Some 70 instructors have been tasked with whipping the army into shape and rendering it democratically accountable following its failure to prevent a three-year civil war between mainly Muslim former rebels and mostly Christian militias, that started in 2013.

President Faustin-Archange Touadera took office a year ago to oversee the transition to peace in one of the world's poorest nations, where the conflict has displaced about 900,000 people in a population of some 4.7 million.

Much of CAR is still lawless today, and independent UN expert Marie-Therese Keita-Bocoum in February deplored that "armed groups have taken over more than 60 percent of the country".

General Herman Ruys, the Belgian officer in command of the EU's military advisor team, expects the first force of CAR troops to be ready for active service by mid-May.

"The battalion is about 700 strong, comprising three companies and the general staff," says Ruys, who announced that two more battalions will follow, bringing the total force to around 2,000 troops.

- Arms embargo -

A 12,500-strong UN peacekeeping mission is currently the sole functioning military force, given that the national army is under an international arms embargo.

The soldiers are being trained at the Kassai military camp just outside Bangui, which was occupied by mainly Muslim Seleka rebels at the outset of the civil war that began in 2013 when they overthrew president Francois Bozize.

A counter-insurgency by mostly Christian militias saw the conflict spiral into a war that left thousands dead, but the majority of casualties were civilians.

At Kassai, French and Swedish instructors monitor trainee soldiers as they engage in target practice with AK-47 assault rifles.

"Not bad.
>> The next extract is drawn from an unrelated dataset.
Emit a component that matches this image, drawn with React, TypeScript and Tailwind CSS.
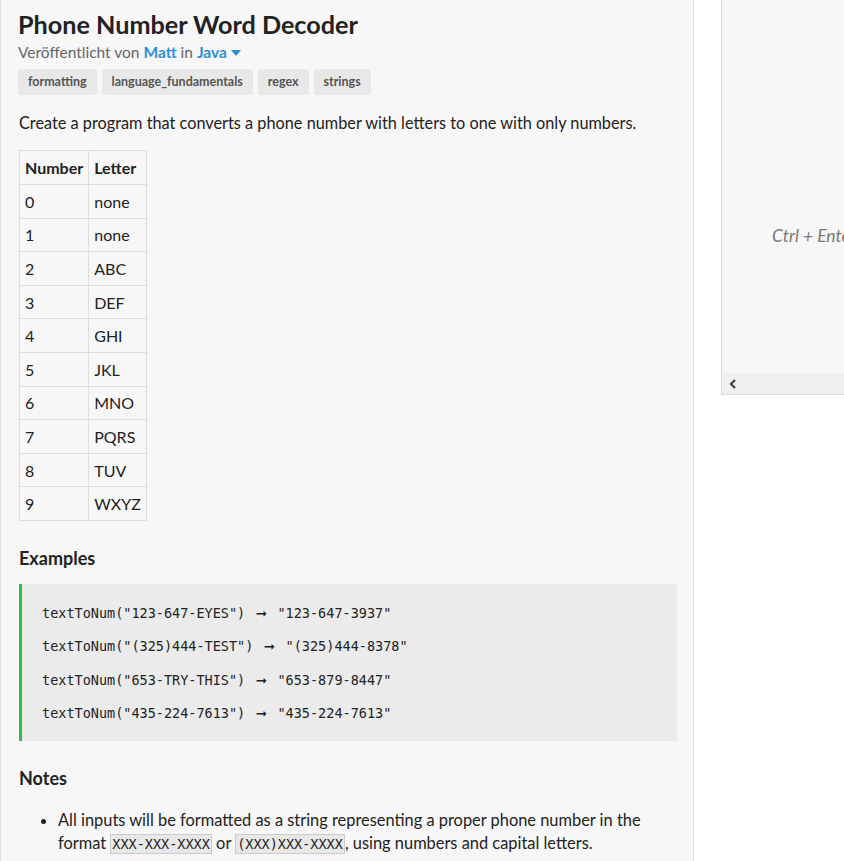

But there's no bullet in the head," one young Swedish instructor notes as he inspects the bullet-ridden targets.

A few hundred metres (yards) away, Captain Innoncent Masse, commander of the army's third territorial infantry battalion, closely watches a drill exercise.

The soldiers wear a motley collection of camouflage uniforms and carry weapons that don't work. Some were recovered from armed groups by the UN Mine Action Service, says communications officer Sebastien Isern.

- 'Work as a team' -

"Most of the troops are not novices, but they haven't seen action for a long time. It's not just about training individuals but getting them to work as a team," Ruys says.

UN peacekeepers vetted the soldiers to determine if they had committed human rights abuses during the civil war.

CAR's armed forces were formed after independence from France in 1960, but mutinied several times against autocratic rulers, some of whom ran their own parallel ethnically-based militia.

Even as the first battalion readies for business, the soldiers are short of everything from guns to armoured vehicles after the UN Security Council recently extended the arms embargo first imposed in 2013.

Captain Masse stresses that Central Africans want to see an end to the ban, but Isern retorts that Bangui could ask for "exemptions for a partial lifting to arm soldiers trained by the EU".

President Touadera frets at slow progress.

"We have qualified and competent instructors -- but unfortunately not enough. What we are asking is to increase the number of instructors," he told AFP in a March 30 interview marking a year in office.

"The authorities want a credible army. But that can't be done in five minutes," is the response from the EU mission. "For instance, soldiers must learn to shoot with discretion if they intervene in urban zones like Bambari."

Several armed groups are vying for control of the central town. But until a national army can stand on its own feet, security in such places remains the responsibility of the UN force, probably for some years to come.